Changing your business structure later is possible but requires planning, as it may involve tax consequences, transfers of ownership interests, and updated filings with the state. Converting from a sole proprietorship to an LLC or from an LLC to a corporation requires attention to asset transfers, contracts, and potential tax implications depending on how the conversion is executed. Careful planning prior to restructuring helps minimize disruption and unexpected tax outcomes. We can review the current structure, anticipated changes, and prepare the necessary filings and agreements to carry out a transition that aligns with your business goals and regulatory requirements.
Will forming an entity affect my personal taxes?
Forming a business entity can change how business income is reported for personal tax returns depending on the chosen structure. Many small entities use pass-through taxation, where business income is reported on the owners’ personal returns, while corporations may be taxed separately. Understanding the tax implications of each structure helps owners plan for estimated taxes, payroll obligations, and how distributions are treated for tax purposes. Consulting with a tax advisor alongside formation planning ensures the entity selection supports both operational needs and tax goals. Coordinating legal formation and tax planning provides a comprehensive approach that addresses reporting, withholding, and potential elections that affect overall tax outcomes.
How do I register for local permits and licenses in Marion County?

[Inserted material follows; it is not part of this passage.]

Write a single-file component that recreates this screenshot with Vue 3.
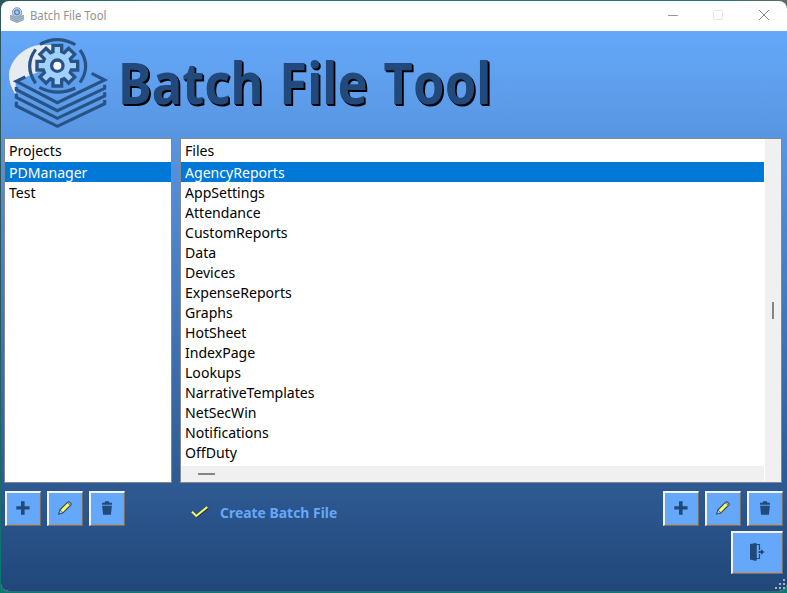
<script setup>
const projects = ['PDManager', 'Test']
const files = ['AgencyReports', 'AppSettings', 'Attendance', 'CustomReports', 'Data', 'Devices', 'ExpenseReports', 'Graphs', 'HotSheet', 'IndexPage', 'Lookups', 'NarrativeTemplates', 'NetSecWin', 'Notifications', 'OffDuty']
const tools = ['add', 'edit', 'delete']

const gear = Array.from({ length: 8 }, (_, i) => {
  const a = (i * Math.PI) / 4
  return [[42, -13], [61, -13], [61, 13], [42, 13]]
    .map(([x, y]) => `${(172 + x * Math.cos(a) - y * Math.sin(a)).toFixed(1)},${(113 + x * Math.sin(a) + y * Math.cos(a)).toFixed(1)}`)
    .join(' ')
}).join(' ')
</script>

<template>
  <div class="desktop">
    <div class="window">
      <svg width="0" height="0" class="defs">
        <symbol id="logo" viewBox="0 0 330 310">
          <path d="M47 202 Q25 165 27 138 C32 90 80 51 125 51 H160 L120 130 L47 160Z" fill="#e8ebef" />
          <g fill="none" stroke="#285386" stroke-width="9.5">
            <path d="M76 147L49 160L172 224L314 156L275 136" />
            <path d="M49 177V185L172 248L314 181V170" />
            <path d="M49 197V208L172 271L314 204V193" />
            <path d="M49 221V234L172 295L314 227V216" />
            <path d="M120 49Q172 20 226 50M107 64Q71 113 107 166M240 66Q274 113 240 164M118 178Q172 206 226 180" />
          </g>
          <polygon :points="gear" fill="#a2d0fd" stroke="#285386" stroke-width="10" />
          <circle cx="172" cy="113" r="17" fill="#fff" stroke="#285386" stroke-width="10" />
        </symbol>
        <symbol id="appicon" viewBox="0 0 16 16">
          <path d="M1 8.5L8 5.5L15 8.5V12L8 15.5L1 12Z" fill="#b4c3d4" />
          <path d="M1 8.5L8 12L15 8.5M1 10.5L8 14L15 10.5M1 12.5L8 15.5L15 12.5" fill="none" stroke="#7d93ae" stroke-width=".9" />
          <circle cx="8" cy="5.3" r="4.6" fill="#c3d9f0" stroke="#8398b3" />
          <circle cx="8" cy="5.3" r="2.4" fill="#a5cdf3" stroke="#5c83b4" stroke-width="1.4" />
        </symbol>
        <symbol id="add" viewBox="0 0 16 16"><path d="M1.3 6.3H6V1.2H9.6V6.3H14.6V9.6H9.6V14.7H6V9.6H1.3Z" fill="#22497b" /></symbol>
        <symbol id="edit" viewBox="0 0 16 16">
          <path d="M1.8 14L3 9.8L10.7 2.1Q11.6 1.4 12.6 2.2L13.7 3.3Q14.4 4.2 13.7 5.1L6 12.8Z" fill="#fffa63" stroke="#294d72" stroke-width="1.2" />
          <path d="M10.4 2.7L13.3 5.6L14 4.4Q13.7 2.1 11.5 2Z" fill="#a9b8c6" stroke="#294d72" stroke-width=".7" />
          <path d="M3 9.8L6 12.8L1.8 14Z" fill="#b9c8d3" stroke="#294d72" stroke-width=".8" />
        </symbol>
        <symbol id="delete" viewBox="0 0 16 16">
          <path d="M3 4.8V2.8H5.5L6.2 1.3H9.8L10.5 2.8H13V4.8Z" fill="#22497b" />
          <path d="M3.1 5.8H12.9L11.9 14.8H4.1Z" fill="#22497b" />
        </symbol>
      </svg>

      <header class="titlebar">
        <svg class="appicon"><use href="#appicon" /></svg>
        <span class="caption">Batch File Tool</span>
        <svg class="controls" width="104" height="12" viewBox="0 0 104 12" fill="none">
          <path d="M1 6.5H11" stroke="#999" />
          <rect x="46.5" y="1.5" width="9" height="9" rx="1" stroke="#e6e6e6" />
          <path d="M92 1L102 11M102 1L92 11" stroke="#8c8c8c" />
        </svg>
      </header>

      <main class="client">
        <div class="banner">
          <svg class="logo"><use href="#logo" /></svg>
          <h1>Batch File Tool</h1>
        </div>

        <div class="panels">
          <section class="panel projects">
            <div class="head"><span>Projects</span></div>
            <div v-for="(p, i) in projects" :key="p" class="row" :class="{ selected: i === 0 }"><span>{{ p }}</span></div>
          </section>
          <section class="panel files">
            <div class="list">
              <div class="head"><span>Files</span></div>
              <div v-for="(f, i) in files" :key="f" class="row" :class="{ selected: i === 0 }"><span>{{ f }}</span></div>
              <div class="hscroll"><i></i></div>
            </div>
            <div class="vscroll"><i></i></div>
          </section>
        </div>

        <div class="actions">
          <div class="tools">
            <button v-for="t in tools" :key="t" class="btn"><svg width="16" height="16"><use :href="'#' + t" /></svg></button>
          </div>
          <div class="create">
            <svg width="18" height="14" viewBox="0 0 18 14" fill="none"><path d="M2 7.8L5.8 11.8L17 3" stroke="#173761" stroke-width="2" /><path d="M1 6.7L5.3 11L16.3 2" stroke="#fff95c" stroke-width="2" /></svg>
            <span>Create Batch File</span>
          </div>
          <div class="tools right">
            <button v-for="t in tools" :key="t" class="btn"><svg width="16" height="16"><use :href="'#' + t" /></svg></button>
          </div>
        </div>
        <div class="footer">
          <button class="btn exit">
            <svg width="16" height="20" viewBox="0 0 16 20">
              <path d="M1 2L7 1V19L1 17.5Z" fill="#22497b" />
              <path d="M6 2.5H10.5V8M10.5 12V16.5H6" fill="none" stroke="#22497b" stroke-width="1.2" />
              <path d="M7 1.5V18.5" stroke="#22497b" stroke-width="1.5" />
              <path d="M9.5 9H12V7.3L15.5 10L12 12.7V11H9.5Z" fill="#22497b" />
            </svg>
          </button>
        </div>
        <svg class="grip" width="10" height="10" fill="#adb1b5"><path d="M8 0h2v2h-2zM4 4h2v2h-2zM8 4h2v2h-2zM0 8h2v2h-2zM4 8h2v2h-2zM8 8h2v2h-2z" /></svg>
      </main>
    </div>
  </div>
</template>

<style>
body { margin: 0; overflow: hidden; }
</style>

<style scoped>
* { box-sizing: border-box; }
.desktop { width: 787px; height: 593px; padding: 1px 0 0 1px; background: linear-gradient(transparent 50%, #087a70 97%), linear-gradient(90deg, #2d555c, #2d7476 20%, #2d7476 92%, #62686b); font-family: "Noto Sans", "Open Sans", sans-serif; }
.window { width: 786px; height: 591px; border-radius: 8px; overflow: hidden; background: #fff; display: flex; flex-direction: column; border-bottom: 1px solid #2d6b75; }
.defs { position: absolute; }
.titlebar { height: 30px; flex: none; display: flex; align-items: center; padding: 0 16px 0 8px; }
.appicon { width: 16px; height: 16px; margin-top: -2px; }
.caption { font-size: 12px; color: #929292; margin: -1px 0 0 5px; transform: scaleX(.945); transform-origin: left; white-space: nowrap; }
.controls { margin: -2px 0 0 auto; }
.client { flex: 1; position: relative; padding: 0 3px; background: linear-gradient(#65a8f9, #21477a); display: flex; flex-direction: column; }
.banner { height: 107px; flex: none; display: flex; align-items: center; }
.logo { width: 110px; height: 103.33px; margin: -10px 0 0 -4px; flex: none; }
h1 { margin: -6px 0 0 7.5px; font-size: 57.5px; line-height: 80px; font-weight: 700; color: #22497b; text-shadow: 1px 1px #000, 2px 2px #000; white-space: nowrap; word-spacing: 3px; font-kerning: none; transform: scaleX(.883); transform-origin: left; }
.panels { display: flex; gap: 8px; height: 345px; flex: none; }
.panel { border: 1px solid #828790; background: #fff; font-size: 15px; color: #000; }
.panel span { display: inline-block; transform: scaleX(.938); transform-origin: left; white-space: nowrap; }
.projects { width: 168px; }
.files { width: 602px; display: flex; justify-content: space-between; }
.list { width: 583px; display: flex; flex-direction: column; }
.head { height: 23px; line-height: 23px; padding-left: 4px; }
.row { height: 20px; line-height: 21px; padding-left: 4px; }
.row.selected { background: #0078d7; color: #fff; }
.hscroll { margin-top: auto; height: 16px; background: #f0f0f0; padding: 7px 0 0 17px; }
.hscroll i { display: block; width: 17px; height: 2px; background: #858585; }
.vscroll { width: 16px; background: #f0f0f0; padding: 163px 0 0 7px; }
.vscroll i { display: block; width: 2px; height: 17px; background: #858585; }
.actions { display: flex; height: 35px; margin-top: 8px; padding-left: 1px; flex: none; }
.tools { display: flex; gap: 6px; }
.btn { width: 36px; height: 35px; padding: 0 1px 2px 0; background: #65a8f9; border: solid; border-width: 2px 1px 1px 2px; border-color: #f3f3f3 #776e66 #776e66 #f3f3f3; display: flex; align-items: center; justify-content: center; box-shadow: inset -1px -1px #9a9a9a; }
.create { display: flex; align-items: center; margin: 7px 0 0 66px; color: #65a8f9; font-size: 15px; font-weight: 700; }
.create span { margin-left: 11px; white-space: nowrap; transform: scaleX(.928); transform-origin: left; }
.right { margin-left: auto; margin-right: 1px; }
.footer { display: flex; justify-content: flex-end; margin-top: 5px; }
.exit { width: 52px; height: 43px; margin-right: 1px; }
.grip { position: absolute; right: 2px; bottom: 2px; }
</style>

Local permits and licenses in Marion County and South Pittsburg depend on the type of business and its location. Common requirements include local business licenses, health department permits for food-related operations, and zoning approvals for certain commercial activities. Identifying required local permissions early avoids interruptions when opening and helps ensure compliance with municipal regulations. We assist clients by identifying likely local requirements and by coordinating applications or referrals to appropriate local offices. Taking local requirements into account during formation prevents surprises and supports a timely launch of operations in the community.